Swift uses the materiality of this culture to alienate women from men, in this case Strephon from Celia like were kids in kindergarten going through the cootie stage. Although this poem is very sexist at times, it highlights the social climateof the culture at the time: Men were not supposed to understand the long and extreme procedures women were subject to in order to aesthetically please society. It is almost like Celia is not supposed to be human; someone who does not experience the same bodily functions men do. She is an artifact that should never age or change in condition. Like in Pope's Cantos, Swift is fascinated by the emphasis of materiality abnd the pervesion of the mind and a kind of beauty. Strephon has to invade Celia's private space to learn that women were a construction of things that enhanced their beauty. In fact, women, at the time, were objectified to satisfy social standards about appearances. Unfortunately, Celia, like many women, is reveered as merely an object.


  1. The presence of the gaze in this poem is particularly striking. Through his act of voyeurism, Strephon confirms (as you say) Celia's role as an object of the gaze. And yet, this relationship breaks down as the trappings of material society are placed upon Celia, a process by which one might think that his relationship might be fortified. The presence of this materiality, then, seems to serve as a blind between the gaze of the man and the body of the woman, creating the distance of which you write. The preponderance of the language of dirt and uncleanliness might suggest that it is this aspect of her acts of getting ready that alienates her from him, but it seems to be, as you suggest, more couched in the very appearance of these material trappings.

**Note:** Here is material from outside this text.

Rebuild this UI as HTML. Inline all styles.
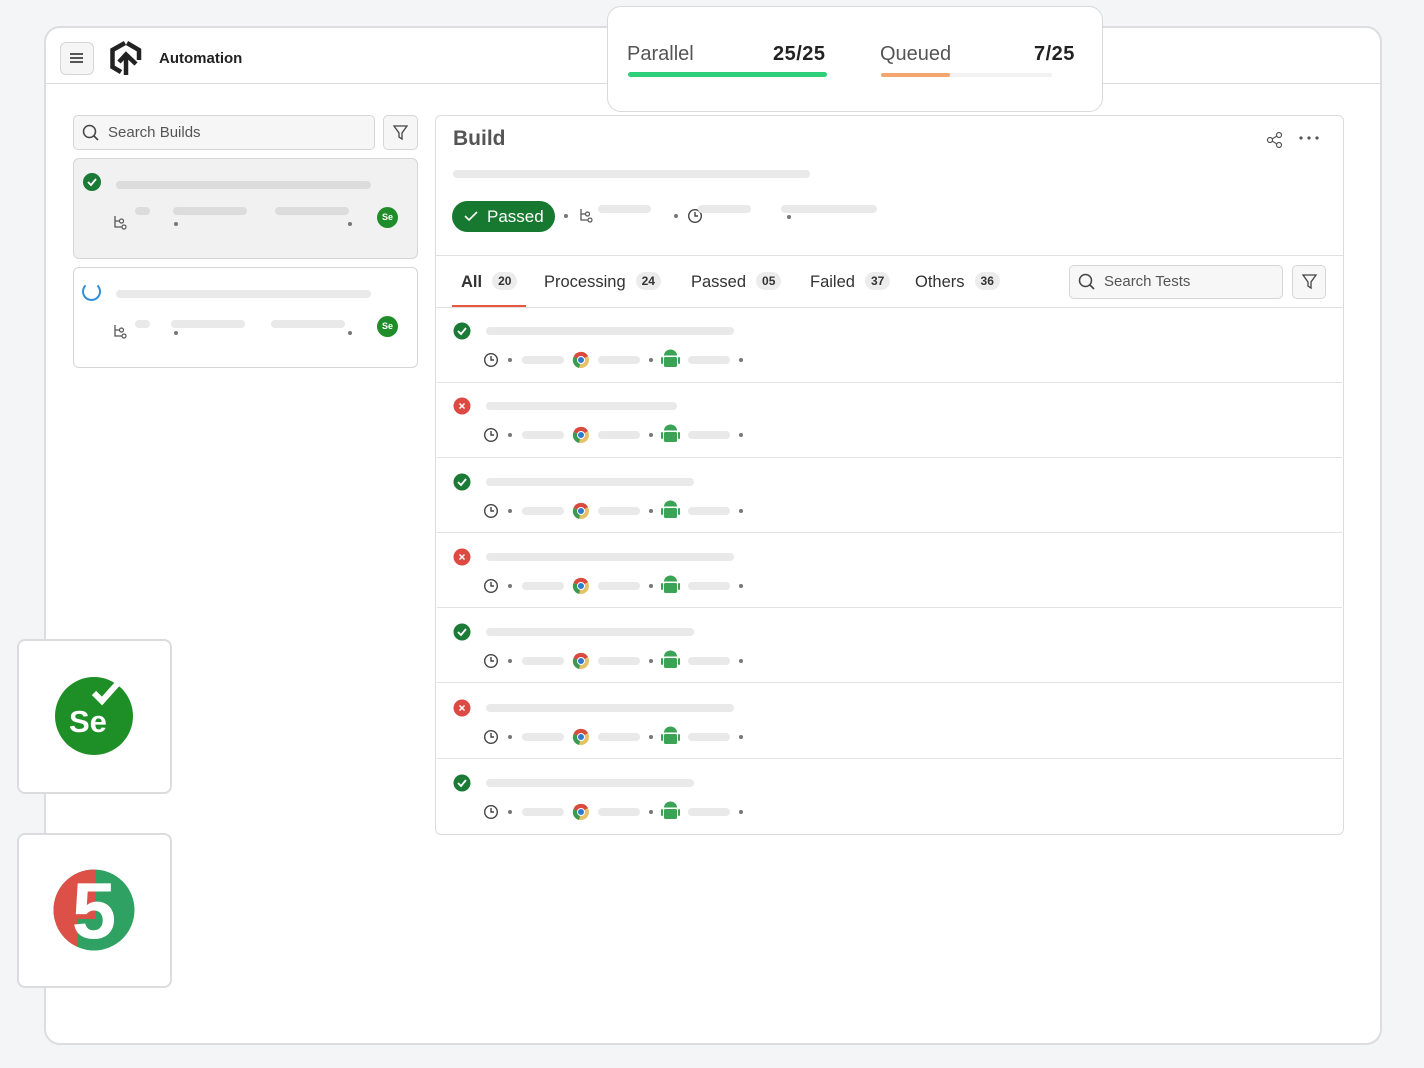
<!DOCTYPE html>
<html><head><meta charset="utf-8"><style>
*{box-sizing:border-box;margin:0;padding:0}
body{width:1424px;height:1068px;background:#f4f5f6;font-family:"Liberation Sans",sans-serif;position:relative;overflow:hidden}
.a{position:absolute}
.bar{position:absolute;height:8px;border-radius:4px;background:#e9e9ea}
.dot{position:absolute;width:4px;height:4px;border-radius:50%;background:#777}
.card{position:absolute;background:#fff;border:2px solid #dcdcde;border-radius:8px}
.row{position:absolute;left:0;width:905px;height:75px;border-bottom:1.5px solid #e3e3e4}
.cnt{display:inline-block;background:#ececec;border-radius:10px;font-size:12px;font-weight:bold;color:#333;padding:2px 6px;margin-left:10px;vertical-align:2px}
.tab{position:absolute;top:272px;font-size:16.5px;color:#333}
</style></head><body>
<svg width="0" height="0" style="position:absolute"><defs>
<g id="br"><path d="M2 1 V12 H9 M2 6 H6" fill="none" stroke="#555" stroke-width="1.3"/><circle cx="8.5" cy="6" r="2" fill="#fff" stroke="#555" stroke-width="1.2"/><circle cx="11" cy="12" r="2" fill="#fff" stroke="#555" stroke-width="1.2"/></g>
</defs></svg>
<!-- main window -->
<div class="a" style="left:44px;top:26px;width:1338px;height:1019px;background:#fff;border:2px solid #dddde0;border-radius:16px"></div>
<div class="a" style="left:45px;top:83px;width:1336px;height:1px;background:#dcdcde"></div>
<div class="a" style="left:60px;top:42px;width:34px;height:33px;border:1px solid #d6d6d8;border-radius:6px;background:#f5f5f6"></div>
<div class="a" style="left:70px;top:53px;width:13px;height:1.5px;background:#555;box-shadow:0 4px 0 #555,0 8px 0 #555"></div>
<svg class="a" style="left:108px;top:40px" width="36" height="36" viewBox="0 0 36 36"><path d="M13 32 L4.5 27 V10 L17 3" fill="none" stroke="#222" stroke-width="4.5"/><path d="M19 3 L31 10 V20" fill="none" stroke="#222" stroke-width="4.5"/><path d="M18 35 V15 M11 22 L18 14.5 L28 24" fill="none" stroke="#222" stroke-width="4.5"/></svg>
<div class="a" style="left:159px;top:50px;font-size:15px;font-weight:bold;color:#222">Automation</div>

<!-- left -->
<div class="a" style="left:73px;top:115px;width:302px;height:35px;border:1px solid #d6d6d8;border-radius:5px;background:#f6f6f7"></div>
<svg class="a" style="left:82px;top:124px" width="18" height="18"><circle cx="7.5" cy="7.5" r="6" fill="none" stroke="#444" stroke-width="1.5"/><path d="M12 12 L16 16" stroke="#444" stroke-width="1.6"/></svg>
<div class="a" style="left:108px;top:124px;font-size:15px;color:#555">Search Builds</div>
<div class="a" style="left:383px;top:115px;width:35px;height:35px;border:1px solid #d6d6d8;border-radius:5px;background:#f6f6f7"></div>
<svg class="a" style="left:392px;top:124px" width="17" height="17"><path d="M2 2 H15 L10 9 V15 L7 13 V9 Z" fill="none" stroke="#444" stroke-width="1.3"/></svg>

<div class="a" style="left:73px;top:158px;width:345px;height:101px;border:1px solid #d6d6d8;border-radius:6px;background:#f1f1f2"></div>
<svg class="a" style="left:83px;top:173px" width="18" height="18"><circle cx="9" cy="9" r="9" fill="#1a7a36"/><path d="M5 9 L8 12 L13 6" fill="none" stroke="#fff" stroke-width="1.8"/></svg>
<div class="bar" style="left:116px;top:181px;width:255px;background:#dcdcdc"></div>
<div class="bar" style="left:135px;top:207px;width:15px;background:#dcdcdc"></div>
<div class="bar" style="left:173px;top:207px;width:74px;background:#dcdcdc"></div>
<div class="bar" style="left:275px;top:207px;width:74px;background:#dcdcdc"></div>
<div class="dot" style="left:174px;top:222px"></div><div class="dot" style="left:348px;top:222px"></div>
<svg class="a" style="left:113px;top:215px" width="15" height="16"><use href="#br"/></svg>
<div class="a" style="left:377px;top:207px;width:21px;height:21px;border-radius:50%;background:#1f8d2a;color:#fff;font-size:9px;font-weight:bold;text-align:center;line-height:21px">Se</div>

<div class="a" style="left:73px;top:267px;width:345px;height:101px;border:1px solid #d6d6d8;border-radius:6px;background:#fff"></div>
<div class="a" style="left:82px;top:282px;width:19px;height:19px;border-radius:50%;border:2px solid #2f8fd8;border-top-color:transparent"></div>
<div class="bar" style="left:116px;top:290px;width:255px"></div>
<div class="bar" style="left:135px;top:320px;width:15px"></div>
<div class="bar" style="left:171px;top:320px;width:74px"></div>
<div class="bar" style="left:271px;top:320px;width:74px"></div>
<div class="dot" style="left:174px;top:331px"></div><div class="dot" style="left:348px;top:331px"></div>
<svg class="a" style="left:113px;top:324px" width="15" height="16"><use href="#br"/></svg>
<div class="a" style="left:377px;top:316px;width:21px;height:21px;border-radius:50%;background:#1f8d2a;color:#fff;font-size:9px;font-weight:bold;text-align:center;line-height:21px">Se</div>

<!-- build panel -->
<div class="a" style="left:435px;top:115px;width:909px;height:720px;border:1.5px solid #dcdcde;border-radius:6px;background:#fff"></div>
<div class="a" style="left:453px;top:127px;font-size:21px;font-weight:bold;color:#555">Build</div>
<svg class="a" style="left:1266px;top:131px" width="18" height="18"><circle cx="4" cy="9" r="2.5" fill="none" stroke="#555" stroke-width="1.2"/><circle cx="13" cy="4" r="2.5" fill="none" stroke="#555" stroke-width="1.2"/><circle cx="13" cy="14" r="2.5" fill="none" stroke="#555" stroke-width="1.2"/><path d="M6 8 L11 5 M6 10 L11 13" stroke="#555" stroke-width="1.2"/></svg>
<svg class="a" style="left:1298px;top:134px" width="22" height="8"><circle cx="3" cy="4" r="1.6" fill="#555"/><circle cx="11" cy="4" r="1.6" fill="#555"/><circle cx="19" cy="4" r="1.6" fill="#555"/></svg>
<div class="bar" style="left:453px;top:170px;width:357px"></div>
<div class="a" style="left:452px;top:201px;width:103px;height:31px;border-radius:16px;background:#17782f;color:#fff;font-size:17px;line-height:31px;padding-left:35px">Passed</div>
<svg class="a" style="left:463px;top:209px" width="16" height="14"><path d="M2 7 L6 11 L14 3" fill="none" stroke="#fff" stroke-width="1.6"/></svg>
<div class="dot" style="left:564px;top:214px"></div>
<svg class="a" style="left:579px;top:208px" width="15" height="16"><use href="#br"/></svg>
<div class="bar" style="left:598px;top:205px;width:53px"></div>
<div class="dot" style="left:674px;top:214px"></div>
<svg class="a" style="left:687px;top:208px" width="16" height="16"><circle cx="8" cy="8" r="6.3" fill="none" stroke="#444" stroke-width="1.4"/><path d="M8 4 V8 H11" fill="none" stroke="#444" stroke-width="1.4"/></svg>
<div class="bar" style="left:698px;top:205px;width:53px"></div>
<div class="bar" style="left:781px;top:205px;width:96px"></div>
<div class="dot" style="left:787px;top:215px"></div>
<div class="a" style="left:436px;top:255px;width:907px;height:1px;background:#e0e0e2"></div>
<div class="a" style="left:436px;top:307px;width:907px;height:1px;background:#e0e0e2"></div>
<div class="a" style="left:452px;top:305px;width:74px;height:2px;background:#e8563f"></div>
<div class="tab" style="left:461px;font-weight:bold">All<span class="cnt">20</span></div>
<div class="tab" style="left:544px">Processing<span class="cnt">24</span></div>
<div class="tab" style="left:691px">Passed<span class="cnt">05</span></div>
<div class="tab" style="left:810px">Failed<span class="cnt">37</span></div>
<div class="tab" style="left:915px">Others<span class="cnt">36</span></div>
<div class="a" style="left:1069px;top:265px;width:214px;height:34px;border:1px solid #d6d6d8;border-radius:5px;background:#f7f7f8"></div>
<svg class="a" style="left:1078px;top:273px" width="18" height="18"><circle cx="7.5" cy="7.5" r="6" fill="none" stroke="#444" stroke-width="1.5"/><path d="M12 12 L16 16" stroke="#444" stroke-width="1.6"/></svg>
<div class="a" style="left:1104px;top:273px;font-size:15px;color:#555">Search Tests</div>
<div class="a" style="left:1292px;top:265px;width:34px;height:34px;border:1px solid #d6d6d8;border-radius:5px;background:#f7f7f8"></div>
<svg class="a" style="left:1301px;top:273px" width="17" height="17"><path d="M2 2 H15 L10 9 V15 L7 13 V9 Z" fill="none" stroke="#444" stroke-width="1.3"/></svg>

<div class="a" style="left:437px;top:308px">
<div class="row" style="top:0"></div><div class="row" style="top:75px"></div><div class="row" style="top:150px"></div><div class="row" style="top:225px"></div><div class="row" style="top:300px"></div><div class="row" style="top:376px"></div><div class="row" style="top:451px;border:none"></div>
</div>
<svg class="a" style="left:436px;top:308px" width="340" height="526">
<defs>
<g id="ok"><circle r="8.5" fill="#1a7a36"/><path d="M-4 0 L-1 3 L4 -3" fill="none" stroke="#fff" stroke-width="1.8"/></g>
<g id="ko"><circle r="8.5" fill="#dd4a43"/><path d="M-2.5 -2.5 L2.5 2.5 M2.5 -2.5 L-2.5 2.5" stroke="#fff" stroke-width="1.5"/></g>
<g id="meta">
<circle cx="55" cy="52" r="6.3" fill="none" stroke="#444" stroke-width="1.4"/><path d="M55 48 V52 H58" fill="none" stroke="#444" stroke-width="1.4"/>
<circle cx="74" cy="52" r="2" fill="#777"/>
<rect x="86" y="48" width="42" height="8" rx="4" fill="#e9e9ea"/>
<circle cx="145" cy="52" r="8" fill="#e5c26a"/><path d="M145 52 L137.5 49 A8 8 0 0 1 152 48 Z" fill="#d8493e"/><path d="M145 52 L137.5 49 A8 8 0 0 0 143 60 Z" fill="#3c9a4f"/><circle cx="145" cy="52" r="3.5" fill="#2e7ad1" stroke="#fff"/>
<rect x="162" y="48" width="42" height="8" rx="4" fill="#e9e9ea"/>
<circle cx="215" cy="52" r="2" fill="#777"/>
<rect x="228" y="49" width="13" height="10" rx="1.5" fill="#3aa356"/><path d="M228 47.5 A6.5 6 0 0 1 241 47.5 Z" fill="#3aa356"/><rect x="225" y="49" width="2" height="7" rx="1" fill="#3aa356"/><rect x="242" y="49" width="2" height="7" rx="1" fill="#3aa356"/>
<rect x="252" y="48" width="42" height="8" rx="4" fill="#e9e9ea"/>
<circle cx="305" cy="52" r="2" fill="#777"/>
</g>
</defs>
<g transform="translate(0,0)"><use href="#ok" x="26" y="23"/><rect x="50" y="19" width="248" height="8" rx="4" fill="#e9e9ea"/><use href="#meta"/></g>
<g transform="translate(0,75)"><use href="#ko" x="26" y="23"/><rect x="50" y="19" width="191" height="8" rx="4" fill="#e9e9ea"/><use href="#meta"/></g>
<g transform="translate(0,151)"><use href="#ok" x="26" y="23"/><rect x="50" y="19" width="208" height="8" rx="4" fill="#e9e9ea"/><use href="#meta"/></g>
<g transform="translate(0,226)"><use href="#ko" x="26" y="23"/><rect x="50" y="19" width="248" height="8" rx="4" fill="#e9e9ea"/><use href="#meta"/></g>
<g transform="translate(0,301)"><use href="#ok" x="26" y="23"/><rect x="50" y="19" width="208" height="8" rx="4" fill="#e9e9ea"/><use href="#meta"/></g>
<g transform="translate(0,377)"><use href="#ko" x="26" y="23"/><rect x="50" y="19" width="248" height="8" rx="4" fill="#e9e9ea"/><use href="#meta"/></g>
<g transform="translate(0,452)"><use href="#ok" x="26" y="23"/><rect x="50" y="19" width="208" height="8" rx="4" fill="#e9e9ea"/><use href="#meta"/></g>
</svg>

<!-- parallel popup -->
<div class="a" style="left:607px;top:6px;width:496px;height:106px;background:#fff;border:1.5px solid #d9d9dc;border-radius:14px"></div>
<div class="a" style="left:627px;top:43px;font-size:20px;color:#555">Parallel</div>
<div class="a" style="left:773px;top:43px;font-size:20px;color:#222;font-weight:bold;letter-spacing:0.5px">25/25</div>
<div class="a" style="left:628px;top:72px;width:199px;height:5px;border-radius:3px;background:#2dcf78"></div>
<div class="a" style="left:880px;top:43px;font-size:20px;color:#555">Queued</div>
<div class="a" style="left:1034px;top:43px;font-size:20px;color:#222;font-weight:bold;letter-spacing:0.5px">7/25</div>
<div class="a" style="left:881px;top:73px;width:171px;height:4px;border-radius:2px;background:#f2f2f2"></div>
<div class="a" style="left:881px;top:73px;width:69px;height:4px;border-radius:2px;background:#f4a46e"></div>

<!-- side logos -->
<div class="card" style="left:17px;top:639px;width:155px;height:155px;border-radius:8px"></div>
<svg class="a" style="left:54px;top:676px" width="82" height="82" viewBox="0 0 82 82"><circle cx="40" cy="40" r="39" fill="#1e8e26"/><path d="M57 2 L76 2 L76 20 Z" fill="#fff"/><path d="M40 17 L48 25 L65 6" fill="none" stroke="#fff" stroke-width="6"/><text x="15" y="56" font-family="Liberation Sans" font-weight="bold" font-size="31" fill="#fff">Se</text></svg>
<div class="card" style="left:17px;top:833px;width:155px;height:155px;border-radius:8px"></div>
<svg class="a" style="left:53px;top:869px" width="82" height="82" viewBox="0 0 82 82"><defs><clipPath id="cc"><circle cx="41" cy="41" r="40.5"/></clipPath></defs><g clip-path="url(#cc)"><rect width="82" height="82" fill="#2fa163"/><path d="M0 0 H42 V50 H25 V82 H0 Z" fill="#dc5047"/></g><text x="41" y="69" text-anchor="middle" font-family="Liberation Sans" font-weight="bold" font-size="80" fill="#fff">5</text></svg>
</body></html>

  2. The materialism and physical focus of this poem lends well to our discussions of how women and their practices were critiqued in satires like Swift's. We've mentioned in the past how women's bodies as a subject took on a particular significance in this time period, and this grotesque, brutally honest and unpleasant descriptions of the aristocratic subject could not more starkly contrast with the idyllic pastoral tradition Swift invokes. The pastoral strucure and formalities make the aritificial nature of Celia and the "Nymph"'s beauties seem all the more repulsive and contrived. By examining a woman's body so closely and exaggerating the flaws, Swift manages to make a poignant comment on a hypocritcal culture that idealizes the pastoral yet forces women to contrive their beauty.